"The Advertising Giant"
Oh man, people. Now we come to this story--the one I really want to talk about. This shit is fucking interesting. I daresay it treads thematic territory that you won't see in any other Disney comic--or at least, none spring readily to my mind. On the one hand, I hesitate to give Scarpa too much credit here, since I'm not wholly convinced that he was cognizant of the implications here...but, well, he did it. That much is undeniable.
Okay, so the idea here is that Mickey is annoyed by the ubiquity of advertising, but at a certain point he sorta snaps and wants to become an adman himself--cue mild satire of the industry. Ultimately, he decides he wants to go big, and gets a job in the advertising division of a big cosmetics company; unfortunately, his immediate superior here is Pete, and various murder attempts ensue (Trudy also puts in an appearance).

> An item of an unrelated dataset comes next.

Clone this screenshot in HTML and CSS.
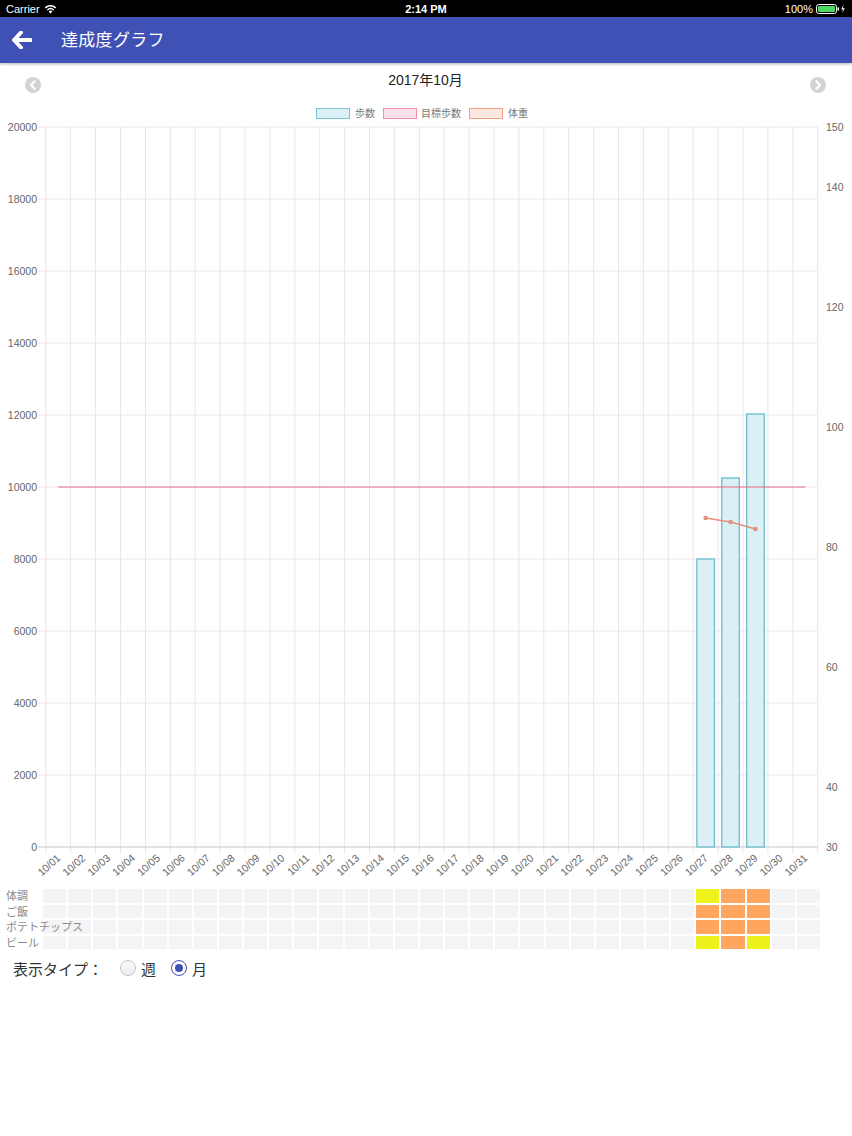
FILE: index.html
```html
<!DOCTYPE html>
<html lang="ja">
<head>
<meta charset="utf-8">
<title>達成度グラフ</title>
<link rel="stylesheet" href="styles.css">
</head>
<body>
<div class="statusbar">
  <div class="sb-left">
    <span class="carrier">Carrier</span>
    <svg class="wifi" width="13" height="10" viewBox="0 0 13 10"><path d="M6.5 9.6 4.6 7.4a2.8 2.8 0 0 1 3.8 0Z" fill="#fff"/><path d="M3.3 6a4.8 4.8 0 0 1 6.4 0" stroke="#fff" stroke-width="1.5" fill="none"/><path d="M1.3 3.9a7.6 7.6 0 0 1 10.4 0" stroke="#fff" stroke-width="1.5" fill="none"/></svg>
  </div>
  <div class="sb-time">2:14 PM</div>
  <div class="sb-right">
    <span>100%</span>
    <svg width="30" height="10" viewBox="0 0 30 10"><rect x="0.5" y="0.5" width="20" height="9" rx="2.3" fill="none" stroke="#fff"/><rect x="2" y="2" width="17" height="6" rx="1" fill="#4cd964"/><rect x="21.5" y="3.2" width="1.5" height="3.6" rx="0.7" fill="#fff"/><path d="M27.5 0.8 25.2 5.4h1.9l-0.9 3.8 2.6-4.9h-1.9L27.5 0.8Z" fill="#fff"/></svg>
  </div>
</div>
<header class="navbar">
  <svg class="back" width="20" height="18" viewBox="0 0 20 18"><path d="M9 1.5 2 9l7 7.5M2.6 9H18.5" stroke="#fff" stroke-width="4" stroke-linecap="round" stroke-linejoin="round" fill="none"/></svg>
  <h1 class="title">達成度グラフ</h1>
</header>
<div class="month-row">
  <span class="nav-btn"><svg width="16" height="16" viewBox="0 0 16 16"><circle cx="8" cy="8" r="8" fill="#d3d3d3"/><path d="M9.6 4.4 6 8l3.6 3.6" stroke="#fff" stroke-width="2.2" fill="none" stroke-linecap="round" stroke-linejoin="round"/></svg></span>
  <div class="month">2017年10月</div>
  <span class="nav-btn"><svg width="16" height="16" viewBox="0 0 16 16"><circle cx="8" cy="8" r="8" fill="#d3d3d3"/><path d="M6.4 4.4 10 8l-3.6 3.6" stroke="#fff" stroke-width="2.2" fill="none" stroke-linecap="round" stroke-linejoin="round"/></svg></span>
</div>
<svg class="chart" width="852" height="785" viewBox="0 100 852 785">
  <g class="legend">
    <rect x="316.5" y="108.5" width="33" height="10" fill="#dbf1f5" stroke="#7cc5d3"/>
    <text x="355" y="117">歩数</text>
    <rect x="383.5" y="108.5" width="33" height="10" fill="#fde2ec" stroke="#f08eac"/>
    <text x="421" y="117">目標歩数</text>
    <rect x="469.5" y="108.5" width="33" height="10" fill="#fee8e2" stroke="#f2a283"/>
    <text x="508" y="117">体重</text>
  </g>
  <path class="grid" d="M38 127H817.7M38 199H817.7M38 271H817.7M38 343H817.7M38 415H817.7M38 487H817.7M38 559H817.7M38 631H817.7M38 703H817.7M38 775H817.7"/>
  <path class="grid" d="M45.8 127V854M70.7 127V854M95.6 127V854M120.5 127V854M145.4 127V854M170.3 127V854M195.2 127V854M220.1 127V854M245 127V854M269.9 127V854M294.8 127V854M319.7 127V854M344.6 127V854M369.5 127V854M394.4 127V854M419.3 127V854M444.2 127V854M469.1 127V854M494 127V854M518.9 127V854M543.8 127V854M568.7 127V854M593.6 127V854M618.5 127V854M643.4 127V854M668.3 127V854M693.2 127V854M718.1 127V854M743 127V854M767.9 127V854M792.8 127V854M817.7 127V854"/>
  <path class="axis" d="M38 847H817.7"/>
  <g class="yl">
    <text x="37" y="131">20000</text>
    <text x="37" y="203">18000</text>
    <text x="37" y="275">16000</text>
    <text x="37" y="347">14000</text>
    <text x="37" y="419">12000</text>
    <text x="37" y="491">10000</text>
    <text x="37" y="563">8000</text>
    <text x="37" y="635">6000</text>
    <text x="37" y="707">4000</text>
    <text x="37" y="779">2000</text>
    <text x="37" y="851">0</text>
  </g>
  <g class="yr">
    <text x="826" y="131">150</text>
    <text x="826" y="191">140</text>
    <text x="826" y="311">120</text>
    <text x="826" y="431">100</text>
    <text x="826" y="551">80</text>
    <text x="826" y="671">60</text>
    <text x="826" y="791">40</text>
    <text x="826" y="851">30</text>
  </g>
  <g class="bars">
    <rect x="696.85" y="559" width="17.6" height="288"/>
    <rect x="721.75" y="478" width="17.6" height="369"/>
    <rect x="746.65" y="414" width="17.6" height="433"/>
  </g>
  <path class="goal" d="M58.25 487H805.25"/>
  <g class="weight">
    <path d="M705.65 518 730.55 522 755.45 529" fill="none"/>
    <circle cx="705.65" cy="518" r="2.3"/>
    <circle cx="730.55" cy="522" r="2.3"/>
    <circle cx="755.45" cy="529" r="2.3"/>
  </g>
  <g class="xl" text-anchor="end">
    <text transform="translate(61.2,859) rotate(-42)">10/01</text>
    <text transform="translate(86.1,859) rotate(-42)">10/02</text>
    <text transform="translate(111,859) rotate(-42)">10/03</text>
    <text transform="translate(135.9,859) rotate(-42)">10/04</text>
    <text transform="translate(160.8,859) rotate(-42)">10/05</text>
    <text transform="translate(185.7,859) rotate(-42)">10/06</text>
    <text transform="translate(210.6,859) rotate(-42)">10/07</text>
    <text transform="translate(235.5,859) rotate(-42)">10/08</text>
    <text transform="translate(260.4,859) rotate(-42)">10/09</text>
    <text transform="translate(285.3,859) rotate(-42)">10/10</text>
    <text transform="translate(310.2,859) rotate(-42)">10/11</text>
    <text transform="translate(335.1,859) rotate(-42)">10/12</text>
    <text transform="translate(360,859) rotate(-42)">10/13</text>
    <text transform="translate(384.9,859) rotate(-42)">10/14</text>
    <text transform="translate(409.8,859) rotate(-42)">10/15</text>
    <text transform="translate(434.7,859) rotate(-42)">10/16</text>
    <text transform="translate(459.6,859) rotate(-42)">10/17</text>
    <text transform="translate(484.5,859) rotate(-42)">10/18</text>
    <text transform="translate(509.4,859) rotate(-42)">10/19</text>
    <text transform="translate(534.3,859) rotate(-42)">10/20</text>
    <text transform="translate(559.2,859) rotate(-42)">10/21</text>
    <text transform="translate(584.1,859) rotate(-42)">10/22</text>
    <text transform="translate(609,859) rotate(-42)">10/23</text>
    <text transform="translate(633.9,859) rotate(-42)">10/24</text>
    <text transform="translate(658.8,859) rotate(-42)">10/25</text>
    <text transform="translate(683.7,859) rotate(-42)">10/26</text>
    <text transform="translate(708.6,859) rotate(-42)">10/27</text>
    <text transform="translate(733.5,859) rotate(-42)">10/28</text>
    <text transform="translate(758.4,859) rotate(-42)">10/29</text>
    <text transform="translate(783.3,859) rotate(-42)">10/30</text>
    <text transform="translate(808.2,859) rotate(-42)">10/31</text>
  </g>
</svg>
<section class="matrix">
  <div class="mrow">
    <span class="mlabel">体調</span>
    <div class="cells">
      <i></i><i></i><i></i><i></i><i></i><i></i><i></i><i></i><i></i><i></i><i></i><i></i><i></i><i></i><i></i><i></i><i></i><i></i><i></i><i></i><i></i><i></i><i></i><i></i><i></i><i></i><i class="y"></i><i class="o"></i><i class="o"></i><i></i><i></i>
    </div>
  </div>
  <div class="mrow">
    <span class="mlabel">ご飯</span>
    <div class="cells">
      <i></i><i></i><i></i><i></i><i></i><i></i><i></i><i></i><i></i><i></i><i></i><i></i><i></i><i></i><i></i><i></i><i></i><i></i><i></i><i></i><i></i><i></i><i></i><i></i><i></i><i></i><i class="o"></i><i class="o"></i><i class="o"></i><i></i><i></i>
    </div>
  </div>
  <div class="mrow">
    <span class="mlabel">ポテトチップス</span>
    <div class="cells">
      <i></i><i></i><i></i><i></i><i></i><i></i><i></i><i></i><i></i><i></i><i></i><i></i><i></i><i></i><i></i><i></i><i></i><i></i><i></i><i></i><i></i><i></i><i></i><i></i><i></i><i></i><i class="o"></i><i class="o"></i><i class="o"></i><i></i><i></i>
    </div>
  </div>
  <div class="mrow">
    <span class="mlabel">ビール</span>
    <div class="cells">
      <i></i><i></i><i></i><i></i><i></i><i></i><i></i><i></i><i></i><i></i><i></i><i></i><i></i><i></i><i></i><i></i><i></i><i></i><i></i><i></i><i></i><i></i><i></i><i></i><i></i><i></i><i class="y"></i><i class="o"></i><i class="y"></i><i></i><i></i>
    </div>
  </div>
</section>
<div class="type-row">
  <span class="type-label">表示タイプ：</span>
  <label class="radio"><span class="dot"></span>週</label>
  <label class="radio"><span class="dot on"></span>月</label>
</div>
</body>
</html>
```
FILE: styles.css
```css
html, body {
  margin: 0;
  padding: 0;
  background: #fff;
}
body {
  width: 852px;
  height: 1136px;
  overflow: hidden;
  font-family: "Liberation Sans", "Noto Sans CJK JP", sans-serif;
  color: #333;
}
.statusbar {
  height: 17px;
  background: #000;
  color: #fff;
  display: flex;
  align-items: center;
  justify-content: space-between;
  padding: 0 6px;
  font-size: 11px;
  position: relative;
}
.sb-left, .sb-right {
  display: flex;
  align-items: center;
  gap: 4px;
}
.sb-right { gap: 3px; }
.sb-time {
  font-weight: bold;
  position: absolute;
  left: 0;
  right: 0;
  text-align: center;
  pointer-events: none;
}
.navbar {
  height: 46px;
  background: #3f51b5;
  display: flex;
  align-items: center;
  box-shadow: 0 1px 3px rgba(0, 0, 0, 0.3);
  position: relative;
}
.back {
  margin-left: 12px;
  flex: none;
}
.title {
  margin: 0 0 3px 29px;
  font-size: 17px;
  line-height: 20px;
  font-weight: normal;
  color: #fff;
  font-family: "Noto Sans CJK JP", sans-serif;
  letter-spacing: 0.3px;
}
.month-row {
  height: 37px;
  display: flex;
  justify-content: space-between;
  align-items: flex-start;
  padding: 0 26px 0 25px;
}
.nav-btn {
  display: block;
  margin-top: 14px;
  height: 16px;
}
.month {
  font-size: 14px;
  color: #222;
  margin-top: 6px;
  font-family: "Liberation Sans", "Noto Sans CJK JP", sans-serif;
}
.chart {
  display: block;
}
.chart text {
  font-family: "Liberation Sans", "Noto Sans CJK JP", sans-serif;
  font-size: 10.5px;
  fill: #666;
}
.legend text {
  font-size: 10px;
  fill: #777;
}
.grid {
  stroke: #ece4ec;
  stroke-width: 1;
  fill: none;
}
.axis {
  stroke: #c9c6c9;
  stroke-width: 1;
}
.yl text { text-anchor: end; }
.bars rect {
  fill: #daf0f4;
  stroke: #73c0cf;
  stroke-width: 1.4;
}
.goal {
  stroke: #e36d86;
  stroke-width: 1;
}
.weight path {
  stroke: #e8917a;
  stroke-width: 1.4;
}
.weight circle {
  fill: #e58f7e;
}
.chart .xl text {
  font-size: 10.5px;
}
.matrix {
  margin-top: 4px;
  display: flex;
  flex-direction: column;
  gap: 2px;
}
.mrow {
  display: flex;
  height: 13.5px;
}
.mlabel {
  width: 43px;
  flex: none;
  padding-left: 6px;
  box-sizing: border-box;
  white-space: nowrap;
  font-size: 11px;
  line-height: 13.5px;
  color: #8a8a8a;
  position: relative;
  z-index: 1;
  font-family: "Noto Sans CJK JP", sans-serif;
}
.cells {
  width: 777px;
  display: grid;
  grid-template-columns: repeat(31, 1fr);
  column-gap: 2px;
}
.cells i {
  display: block;
  background: #f4f3f5;
}
.cells i.y { background: #eef21c; }
.cells i.o { background: #ffa55d; }
.type-row {
  display: flex;
  align-items: center;
  height: 20px;
  margin-top: 9px;
  padding-left: 13px;
  font-family: "Noto Sans CJK JP", sans-serif;
  font-size: 15px;
  color: #333;
}
.type-label {
  margin-right: 17px;
}
.radio {
  display: flex;
  align-items: center;
  gap: 5px;
  margin-right: 15px;
}
.dot {
  width: 16px;
  height: 16px;
  border-radius: 50%;
  border: 1px solid #c4c4c4;
  background: linear-gradient(#fafafa, #ececec);
  box-sizing: border-box;
  position: relative;
}
.dot.on {
  border: 1.5px solid #3f51b5;
  background: #fff;
}
.dot.on::after {
  content: "";
  position: absolute;
  left: 2.5px;
  top: 2.5px;
  width: 8px;
  height: 8px;
  border-radius: 50%;
  background: #3f51b5;
}
```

So far so mildly amusing. But now we get to the interesting part (and people who have read this story are rolling there eyes here in annoyance thinking yeah yeah, we know what's coming; stop being so damn coy), and the reason that, according to the introduction by Luca Boschi, republication was forbidden for twenty years after its initial appearance (I have no idea how formal this interdiction was, but that's what Boschi claims--and it's true, at any rate, that, unlike all of Scarpa's other late-fities/early-sixties work, this one was not reprinted a few years later).
Um…SPOILERS, obviously. Though if you're waiting for a US printing, I suspect that you may wait a long time; the issues here are such that they could easily freak out a timid publisher.
So the CEO of his cosmetics company is named Yves Lipstic in French. While Mickey and Pete are on assignment, they come across this house the appearance of which freaks Pete out for mysterious reasons. Naturally, Mickey feels the need to go back later to investigate. And there he meets Yves's…sister.
It is maybe perhaps the case that you can see where this is going. Which is here:
Now, of course, you can point to any number of examples of comedy cross-dressing in Disney comics at which no one bats an eyebrow, but those are strictly for laughs and don't really raise any deeper questions. This, however, is something rather more than that: no, this situation isn't exactly the result of gender dysphoria per se, but it certainly suggests things along those lines. You can see why an editor might be sort of uncomfortable with it (also worth noting the way that the artifice of both cosmetic and advertising industries parallels the artifice of her public identity--clearly, Scarpa put a fair bit of thought into this, to his credit). There's more, too:
Now…before we get too carried away here, I should note that Mickey had uncovered Lipstic's gender by releasing a wind-up rat toy, which freaked her out, and since we know only girls are freaked out by rats, QEfuckinD. So that's kind of silly and sexist.
BUT STILL. I feel like we really ought to forgive that, given the amazingly blunt assertion of a feminist trope that remains operative fifty-plus years on; i.e., that men are judged by what they do and women by what they look like (so the ultimate compliment for a man is "strong," whereas for a woman it's "beautiful"). Was this an intentional statement on Scarpa's part, or just something he blundered into? I don't think that's an important question; the story deserves full credit for it in any case.
It's also worth noting, for better or worse, that there's a very strong sense of violation in Pete's blackmail scheme here that you don't often (ever?) see in these things. I don't suppose this would've been much on Scarpa's cultural radar, but the parallels with closeted gayness are quite clear--another thing that could be alarming to a publisher.
'Course, the ending doesn't involve the guy "coming out" to the world at large; how, given this scenario, could it? Still, there's a sense of liberation, and the fact that Mickey is being such a mensch about it--with no irrational hang-ups to be seen--is gratifying. Let's face it: a lot of actual, real-world people at the time would most certainly not have been--and even today, the situation might be a little iffy, depending on the cultural milieu.
This, I feel, is a story that could really use the Becattini-style analysis, because, intentional or not, it really does present a good jumping-off point for a discussion of gender and sexuality. I don't want to oversell things here; it's still mainly a goofy story--I just emphasized the notable parts in this regard. Buuuuut…out of all the Scarpa stories I've read, which is many, it's surely also the richest for analysis. If there were any justice, it would totally be printed in the US.